Exercise prompt:
Retype the whole listing, please, keeping every line exact and dropping the pictures.

Given material:
• • • •
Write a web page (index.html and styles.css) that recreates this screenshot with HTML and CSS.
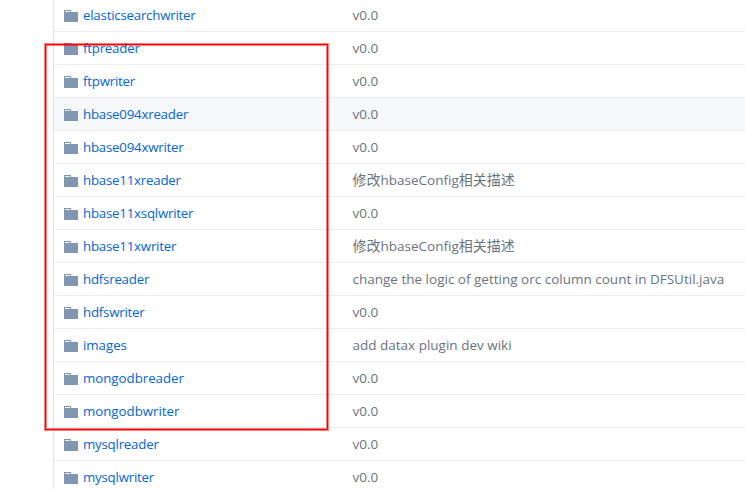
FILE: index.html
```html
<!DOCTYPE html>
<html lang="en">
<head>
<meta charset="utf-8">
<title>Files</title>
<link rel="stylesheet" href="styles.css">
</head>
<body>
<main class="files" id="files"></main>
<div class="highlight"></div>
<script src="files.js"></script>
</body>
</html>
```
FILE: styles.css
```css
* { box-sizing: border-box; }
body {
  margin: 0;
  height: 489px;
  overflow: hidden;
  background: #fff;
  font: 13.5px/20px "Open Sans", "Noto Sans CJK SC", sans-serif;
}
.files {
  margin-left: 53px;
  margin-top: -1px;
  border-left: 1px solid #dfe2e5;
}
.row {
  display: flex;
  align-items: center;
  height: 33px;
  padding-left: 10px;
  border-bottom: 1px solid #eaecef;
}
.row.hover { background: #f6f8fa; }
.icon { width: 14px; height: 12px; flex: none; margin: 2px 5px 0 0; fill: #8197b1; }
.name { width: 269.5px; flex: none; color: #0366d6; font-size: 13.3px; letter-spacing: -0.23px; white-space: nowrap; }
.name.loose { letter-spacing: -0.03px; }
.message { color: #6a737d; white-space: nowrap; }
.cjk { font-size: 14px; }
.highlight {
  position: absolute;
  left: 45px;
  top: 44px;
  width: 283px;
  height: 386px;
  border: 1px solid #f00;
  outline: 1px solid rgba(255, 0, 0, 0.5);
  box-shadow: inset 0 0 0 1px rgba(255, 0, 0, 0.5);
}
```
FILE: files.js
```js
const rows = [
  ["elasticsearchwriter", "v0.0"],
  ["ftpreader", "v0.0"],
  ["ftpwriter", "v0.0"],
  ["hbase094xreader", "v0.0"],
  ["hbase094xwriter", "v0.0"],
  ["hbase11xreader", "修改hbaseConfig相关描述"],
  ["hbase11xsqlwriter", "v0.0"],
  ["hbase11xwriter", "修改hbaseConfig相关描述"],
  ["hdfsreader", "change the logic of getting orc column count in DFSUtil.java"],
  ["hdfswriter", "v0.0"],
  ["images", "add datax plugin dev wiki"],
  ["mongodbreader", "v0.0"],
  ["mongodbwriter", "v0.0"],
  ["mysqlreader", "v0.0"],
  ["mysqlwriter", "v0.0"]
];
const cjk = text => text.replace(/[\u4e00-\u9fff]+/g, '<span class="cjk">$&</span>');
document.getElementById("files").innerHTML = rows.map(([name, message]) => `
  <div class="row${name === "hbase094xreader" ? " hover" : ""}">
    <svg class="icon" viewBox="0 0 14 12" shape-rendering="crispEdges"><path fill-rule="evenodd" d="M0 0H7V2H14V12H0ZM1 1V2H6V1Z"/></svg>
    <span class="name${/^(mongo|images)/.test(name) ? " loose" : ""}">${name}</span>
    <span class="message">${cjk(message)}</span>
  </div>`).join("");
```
• • • •
Task output:
Write a web page (index.html and styles.css) that recreates this screenshot with HTML and CSS.
FILE: index.html
```html
<!DOCTYPE html>
<html lang="en">
<head>
<meta charset="utf-8">
<title>Files</title>
<link rel="stylesheet" href="styles.css">
</head>
<body>
<main class="files" id="files"></main>
<div class="highlight"></div>
<script src="files.js"></script>
</body>
</html>
```
FILE: styles.css
```css
* { box-sizing: border-box; }
body {
  margin: 0;
  height: 489px;
  overflow: hidden;
  background: #fff;
  font: 13.5px/20px "Open Sans", "Noto Sans CJK SC", sans-serif;
}
.files {
  margin-left: 53px;
  margin-top: -1px;
  border-left: 1px solid #dfe2e5;
}
.row {
  display: flex;
  align-items: center;
  height: 33px;
  padding-left: 10px;
  border-bottom: 1px solid #eaecef;
}
.row.hover { background: #f6f8fa; }
.icon { width: 14px; height: 12px; flex: none; margin: 2px 5px 0 0; fill: #8197b1; }
.name { width: 269.5px; flex: none; color: #0366d6; font-size: 13.3px; letter-spacing: -0.23px; white-space: nowrap; }
.name.loose { letter-spacing: -0.03px; }
.message { color: #6a737d; white-space: nowrap; }
.cjk { font-size: 14px; }
.highlight {
  position: absolute;
  left: 45px;
  top: 44px;
  width: 283px;
  height: 386px;
  border: 1px solid #f00;
  outline: 1px solid rgba(255, 0, 0, 0.5);
  box-shadow: inset 0 0 0 1px rgba(255, 0, 0, 0.5);
}
```
FILE: files.js
```js
const rows = [
  ["elasticsearchwriter", "v0.0"],
  ["ftpreader", "v0.0"],
  ["ftpwriter", "v0.0"],
  ["hbase094xreader", "v0.0"],
  ["hbase094xwriter", "v0.0"],
  ["hbase11xreader", "修改hbaseConfig相关描述"],
  ["hbase11xsqlwriter", "v0.0"],
  ["hbase11xwriter", "修改hbaseConfig相关描述"],
  ["hdfsreader", "change the logic of getting orc column count in DFSUtil.java"],
  ["hdfswriter", "v0.0"],
  ["images", "add datax plugin dev wiki"],
  ["mongodbreader", "v0.0"],
  ["mongodbwriter", "v0.0"],
  ["mysqlreader", "v0.0"],
  ["mysqlwriter", "v0.0"]
];
const cjk = text => text.replace(/[\u4e00-\u9fff]+/g, '<span class="cjk">$&</span>');
document.getElementById("files").innerHTML = rows.map(([name, message]) => `
  <div class="row${name === "hbase094xreader" ? " hover" : ""}">
    <svg class="icon" viewBox="0 0 14 12" shape-rendering="crispEdges"><path fill-rule="evenodd" d="M0 0H7V2H14V12H0ZM1 1V2H6V1Z"/></svg>
    <span class="name${/^(mongo|images)/.test(name) ? " loose" : ""}">${name}</span>
    <span class="message">${cjk(message)}</span>
  </div>`).join("");
```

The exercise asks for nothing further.